LG: No, I didn’t. But, the second trip that he came here, he went to Tupelo, Mississippi. We went to the Barton Depot to see the train pass, and that’s the closest I got to FDR. I voted for him once, the first year I was married, 1944 I voted for FDR.
CA: So you got to vote for him on his last, his last run for office?
LG: His last run for office, and he died a short time after he was elected. I helped put his monument over in Florence [Sheffield]. I was on the committee that helped, I done a small part in raising that monument that they, put there in Sheffield.
CA: Okay. Well, did you serve in the military?
LG: Yes, sir. I had a physical defect and I didn’t serve in the early part of the war, until it was nearly over, and they took me, physical defect and all, put me in the military.
CA: Oh, okay.
LG: And I stayed in the military twelve, thirteen months.
CA: What branch was it?
LG: I was trained in the infantry, and I went into the military police patrolling in, in Japan. I was in the Company B [A], of the 800th MP Battalion.
CA: So you, were you sent over there after the war was over?
LG: After the war was over, yes.
CA: So you were on occupation duty?
LG: Occupational Army, right.
CA: But, do you, what do you remember about the Depression? I guess those were your coming-up years.
LG: Yeah, the main thing I remember was money was so scarce. I remember my father and his brothers talking about raising cotton, and I made this speech at UNA. Cotton was a nickel a pound, five cents a pound. And the average farmer—two-horse farmer, that’s what the average was—could raise about five bales or three, three-to-five bales. And that was $25 a bale, so that’d be $125 that he’d have to make his crop, feed his family, and take care of all the expenses. And I, I remember that being so, money was so scarce. And I’m conservative to this day on account of it.
CA: Um hm.
LG: Young people can’t understand it, they can’t understand why. My own children, my own kids can’t understand it. But that’s the basis of it right there. There just wasn’t anything to waste in my childhood and I still got that trend.
CA: Well do you remember when the, when the banks failed and the stock market crashed?
LG: Yes, sir, yes, sir I do. The banks failed after Roosevelt took over. He, he done about what’s been done now, he just wiped them out and then started new with the banks. But he didn’t, he didn’t loan any corporations money like this group has. But I remember well when the banks closed.
CA: Well, were you, were you still at home when all that happened?
LG: Yeah, yeah. I made the biggest mistake I ever made in my life, I, I dropped out of high school. I was a big, healthy boy, and I had to stay out in the fall to help my father gather the crop. And we changed schools. I went from the Barton Elementary School to Cherokee to the high school. And I guess I was afraid and bashful and behind and I dropped out of high school, and I’ve been trying to educate myself ever since.

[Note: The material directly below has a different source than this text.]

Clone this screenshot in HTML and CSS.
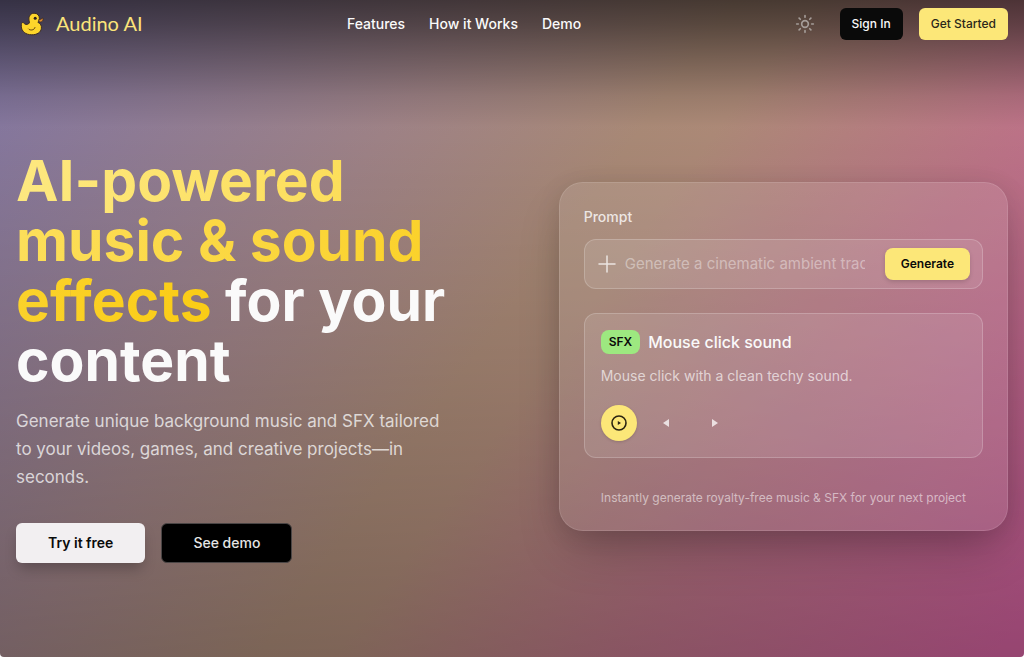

And I guess I’ve been going to ILR at UNA sixteen years. So I guess I pretty well got a college education now.
[laughter]
CA: Did, so you were a freshman when you quit school?
LG: I was eighth grade. Which was not unusual for a country boy in those days. I mean it, it gets back to the money problem. I thought that my father needed me to help him raise, take care of the family. He finally got a little pension, which was, helped a lot in those days. It was about $20 a month, and you could buy a lot of things for $20 during the Depression.
CA: So you worked, you worked on the farm throughout the Depression, then. Did you stay—
LG: Yeah.
CA: —Okay.
LG: Yeah, and after I quit school, I hired out. That was all there was for a country boy to do, is to hire out somebody that needs somebody to farm for them. And about fifty cents a day was the going wage for a growing boy.
CA: Fifty cents a day.
LG: I worked for my uncle, W.J. Blankenship, and he paid me a dollar a day. So I was really in the money.